A look into the past of St Bees School history
St Bees School and the surrounding village boast a rich and varied history. The school was founded in 1583 by Edmund Grindal, who was born in the village and went on to become the Archbishop of Canterbury.
Following the dissolution of the monasteries in 1535, there would have been little opportunity for formal education in this area. As a result, the Archbishop petitioned Elizabeth I to establish a school on the basis that:
“Cowpland (now known as Copeland, the area around and including St Bees) is the ignorantest part in religion and most oppressed of covetous landlords of any part of this realm to my knowledge.”
St Bees School has been an integral part of this picturesque coastal village for many centuries. Parts of the original buildings are still in use, following significant expansion in 1844, and above the door of the famous Quadrangle you will find the Latin school motto, “Ingredere Ut Proficias: Enter so that you may make progress.”
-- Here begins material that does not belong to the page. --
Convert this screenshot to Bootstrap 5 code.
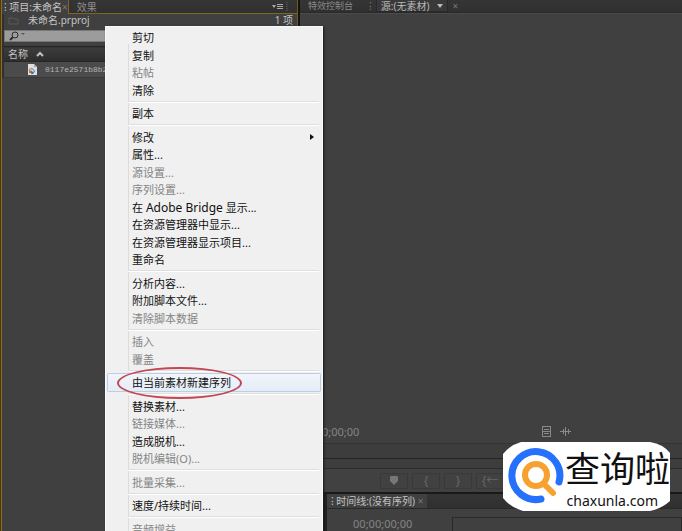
<!DOCTYPE html>
<html lang="zh-CN">
<head>
<meta charset="utf-8">
<meta name="viewport" content="width=device-width, initial-scale=1">
<title>未命名.prproj</title>
<link href="https://cdn.jsdelivr.net/npm/bootstrap@5.3.0/dist/css/bootstrap.min.css" rel="stylesheet">
<style>
body{background:#404040;color:#bdbdbd;font:10px/13px "Noto Sans","Noto Sans CJK SC",sans-serif}
button,input{font:inherit;color:inherit}
button{background:none;border:0;padding:0;white-space:nowrap}
svg{display:block;flex:none}
.project{width:44%;border-right:2px solid #15140c;border-left:1px solid #4a3a10}
.project-inner{border-left:1px solid #8a6c22;border-right:1px solid #6f5b20}
.tabs{height:13px;background:linear-gradient(#353535,#303030)}
.project .tabs{height:14px;line-height:12px}
.tab-off{border-bottom:1px solid #80661f;border-left:1px solid #80661f;color:#8c8c8c}
.tab-on{background:#404040;color:#c4c4c4}
.project .tab-on{padding:0 0 0 2px}
.dim{color:#777}
.tab-idle{color:#8a8a8a;font-size:9px}
.project-body{border-left:2px solid #303030}
.meta{height:13px;color:#c4c4c4}
.search{height:12px;background:#9c9c9c;border:1px solid #777;color:#333;margin-top:3px}
.search input{background:none;border:0;outline:0;min-width:0;height:10px}
.list thead th{height:15px;margin:0;padding:0 0 0 4px;background:linear-gradient(#3c3c3c,#2d2d2d);border-top:1px solid #262626;border-bottom:1px solid #252525;font-weight:400;color:#c4c4c4}
.list td{height:16px;padding:0 0 0 23px;background:#4b4b4b;color:#b4b4b4;border-bottom:1px solid #393939;font:8px/13px "Liberation Mono",monospace}
.monitor .tabs{border-bottom:1px solid #292929;line-height:12px}
.source-tab{background:#393939;border:1px solid #292929;border-top:0;color:#b8b8b8}
.view{border-top:1px solid #4b4b4b}
.code{color:#858585;font:11px/14px "Noto Sans",sans-serif}
.scrub{height:16px;border-top:1px solid #333;border-bottom:1px solid #242424;background:#3d3d3d}
.scrub-low{height:10px;border-bottom:1px solid #2b2b2b;background:#3d3d3d}
.transport{height:25px;background:#414141;border-bottom:2px solid #191919;padding-left:80px}
.transport button{width:28px;height:16px;border:1px solid #393939;color:#666;font-size:12px;line-height:12px}
.timeline{height:37px;border-left:4px solid #202020;margin-left:23px}
.timeline .tabs{height:15px;line-height:14px;border-bottom:1px solid #292929}
.timeline-body{padding-left:26px}
.tracks{border:1px solid #292929;border-bottom:0;margin-left:40px}
.context{left:105px;top:26px;width:218px;padding:2px;background:#f0f0f0;border:1px solid #fafafa;box-shadow:1px 1px 2px #181818;color:#111;font:11px/17px "Noto Sans","Noto Sans CJK SC",sans-serif;background-image:linear-gradient(#dcdcdc,#dcdcdc);background-repeat:no-repeat;background-size:1px 100%;background-position:22px 17px}
.context button{height:17px;padding:0 6px 0 24px;text-align:left}
.context button:nth-of-type(even){height:18px}
.context button:disabled{color:#858585}
.context hr{margin:2px 1px 2px 20px;height:2px;border:0;border-top:1px solid #dedede;border-bottom:1px solid #fff;opacity:1;background:none}
.latin{font-size:12px}
.context .chosen{background:linear-gradient(#f2f5fa,#e4ecf7);box-shadow:0 0 0 1px #b9cfe6;border-radius:1px}
.ring{left:9px;top:-7px;width:125px;height:32px;border:2px solid #c34653;border-radius:50%}
.brand{right:12px;bottom:20px;width:167px;height:69px;color:#111}
.brand-name{font:35px/50px "Noto Sans CJK SC",sans-serif}
.brand-site{font:14px/18px "Noto Sans",sans-serif;padding-right:12px}
</style>
<script src="https://cdn.jsdelivr.net/npm/bootstrap@5.3.0/dist/js/bootstrap.bundle.min.js"></script>
</head>
<body class="m-0 overflow-hidden">
<main class="d-flex vh-100 position-relative overflow-hidden">
  <section class="project d-flex flex-shrink-0">
    <div class="project-inner flex-fill">
      <div class="tabs d-flex">
        <button class="tab-on">⁝ 项目:未命名<span class="dim">×</span></button>
        <div class="tab-off d-flex flex-fill align-items-center justify-content-between">
          <button class="ps-2">效果</button>
          <button class="pe-2" aria-label="面板菜单"><svg width="17" height="10" viewBox="0 0 17 10"><path d="M0 3h4l-2 3zM5 2h6v1H5zm0 2h6v1H5zm0 2h6v1H5z" fill="#aaa"/><path d="M15 0v10" stroke="#666" stroke-dasharray="1 1"/></svg></button>
        </div>
      </div>
      <div class="project-body">
        <div class="meta d-flex align-items-center pe-1">
          <svg class="ms-1 me-2" width="12" height="10" viewBox="0 0 12 10"><path d="M1 8V2h4l1 1h4v5z" fill="none" stroke="#595959"/></svg>
          <span>未命名.prproj</span><span class="ms-auto">1 项</span>
        </div>
        <label class="search d-flex align-items-center">
          <svg class="ms-1" width="20" height="10" viewBox="0 0 20 10"><circle cx="6" cy="4" r="3" fill="none" stroke="#2d2d2d"/><path d="M4 6 1 9" stroke="#2d2d2d" stroke-width="2"/><path d="M12 2h4l-2 2z" fill="#555"/></svg>
          <input class="flex-fill" type="text" aria-label="搜索">
        </label>
        <table class="list w-100 mt-1">
          <thead><tr><th scope="col"><span class="d-flex align-items-center gap-2">名称<svg width="8" height="6" viewBox="0 0 8 6"><path d="M1 5l3-3 3 3" fill="none" stroke="#c4c4c4" stroke-width="2"/></svg></span></th></tr></thead>
          <tbody><tr><td><span class="d-flex align-items-center gap-2"><svg width="10" height="11" viewBox="0 0 10 11"><path d="M1 0h6l3 3v8H1z" fill="#dedede"/><path d="M7 0v3h3" fill="#a5a5a5"/><path d="M2 5l3-1v5H2z" fill="#b77848"/><path d="M5 4l3 3-2 3H4z" fill="#456ba7"/><path d="M3 6h3v2" stroke="#fff" fill="none"/></svg>0117e2571b8b24</span></td></tr></tbody>
        </table>
      </div>
    </div>
  </section>
  <section class="monitor d-flex flex-column flex-fill">
    <div class="tabs d-flex">
      <button class="tab-idle ps-2 pe-3">特效控制台</button>
      <span class="dim pe-1">⁝</span>
      <button class="source-tab px-1 d-flex align-items-center gap-2">源:(无素材)<svg width="6" height="4" viewBox="0 0 6 4"><path d="M0 0h6L3 4z" fill="#bbb"/></svg></button>
      <button class="dim px-1" aria-label="关闭">×</button>
    </div>
    <div class="view d-flex flex-fill align-items-end pb-1">
      <span class="code w-50 text-nowrap">00;00;00;00</span>
      <svg class="ms-auto" width="192" height="14" viewBox="0 0 192 14"><g fill="none" stroke="#8a8a8a"><path d="M52.500 1.500v10M60.500 1.500v10M52 1.500h9M54 4.500h5M52 6.500h9M54 8.500h5M52 11.500h9"/><path d="M70 6.500h11M73.500 4v5M75.500 2v9M78.500 4v5"/></g></svg>
    </div>
    <div class="scrub"></div>
    <div class="scrub-low"></div>
    <div class="transport d-flex align-items-center gap-1">
      <button class="d-flex align-items-center justify-content-center" aria-label="标记"><svg width="8" height="9" viewBox="0 0 8 9"><path d="M1 0h6l1 1v4L4 9 0 5V1z" fill="#777"/></svg></button>
      <button>{</button><button>}</button><button>{←</button>
    </div>
    <div class="timeline">
      <div class="tabs d-flex"><button class="tab-on ps-1 pe-1">⁝ 时间线:(没有序列) <span class="dim">×</span></button></div>
      <div class="timeline-body d-flex pt-1"><span class="code pt-1">00;00;00;00</span><div class="tracks flex-fill mt-1"></div></div>
    </div>
  </section>

  <div class="context position-absolute d-flex flex-column" role="menu">
    <button>剪切</button><button>复制</button><button disabled>粘帖</button><button>清除</button>
    <hr>
    <button>副本</button>
    <hr>
    <button class="d-flex align-items-center justify-content-between">修改<svg width="4" height="6" viewBox="0 0 4 6"><path d="M0 0l4 3-4 3z" fill="#111"/></svg></button>
    <button>属性...</button><button disabled>源设置...</button><button disabled>序列设置...</button>
    <button>在 <span class="latin">Adobe Bridge</span> 显示...</button><button>在资源管理器中显示...</button><button>在资源管理器显示项目...</button><button>重命名</button>
    <hr>
    <button>分析内容...</button><button>附加脚本文件...</button><button disabled>清除脚本数据</button>
    <hr>
    <button disabled>插入</button><button disabled>覆盖</button>
    <hr>
    <button class="chosen position-relative">由当前素材新建序列<span class="ring position-absolute"></span></button>
    <hr>
    <button>替换素材...</button><button disabled>链接媒体...</button><button>造成脱机...</button><button disabled>脱机编辑(O)...</button>
    <hr>
    <button disabled>批量采集...</button>
    <hr>
    <button>速度/持续时间...</button>
    <hr>
    <button disabled>音频增益</button>
  </div>

  <div class="brand position-absolute">
    <svg class="position-absolute top-0 start-0" width="167" height="69" viewBox="0 0 167 69"><path d="M18 0H147Q160 2 167 11V59Q158 67 147 69H20Q7 65 0 56V12Q7 3 18 0z" fill="#fff"/><g fill="none" stroke-linecap="round"><path d="M56 40A24 24 0 1 0 38 57" stroke="#2671fb" stroke-width="7"/><circle cx="33" cy="33" r="11" stroke="#f7a130" stroke-width="6"/><path d="M42 43l8 8" stroke="#f7a130" stroke-width="6"/></g></svg>
    <div class="position-relative d-flex flex-column align-items-end text-nowrap">
      <span class="brand-name">查询啦</span><span class="brand-site">chaxunla.com</span>
    </div>
  </div>
</main>
</body>
</html>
We’ve had many students come through our doors here at St Bees over the years, many of which have gone on to do amazing things. Owen Lattimore , Rowan Atkinson, and William Frankland are just some of the proud alumni from St Bees School.
Our past students are so proud of our school that they have their own society – the St Beghian Society. Our Old St Beghians (OSBs) still play a huge role in our School and helping us plan the future of our school.
History and heritage provide the firm foundations for our school – leading the way for the innovative future ahead at St Bees School.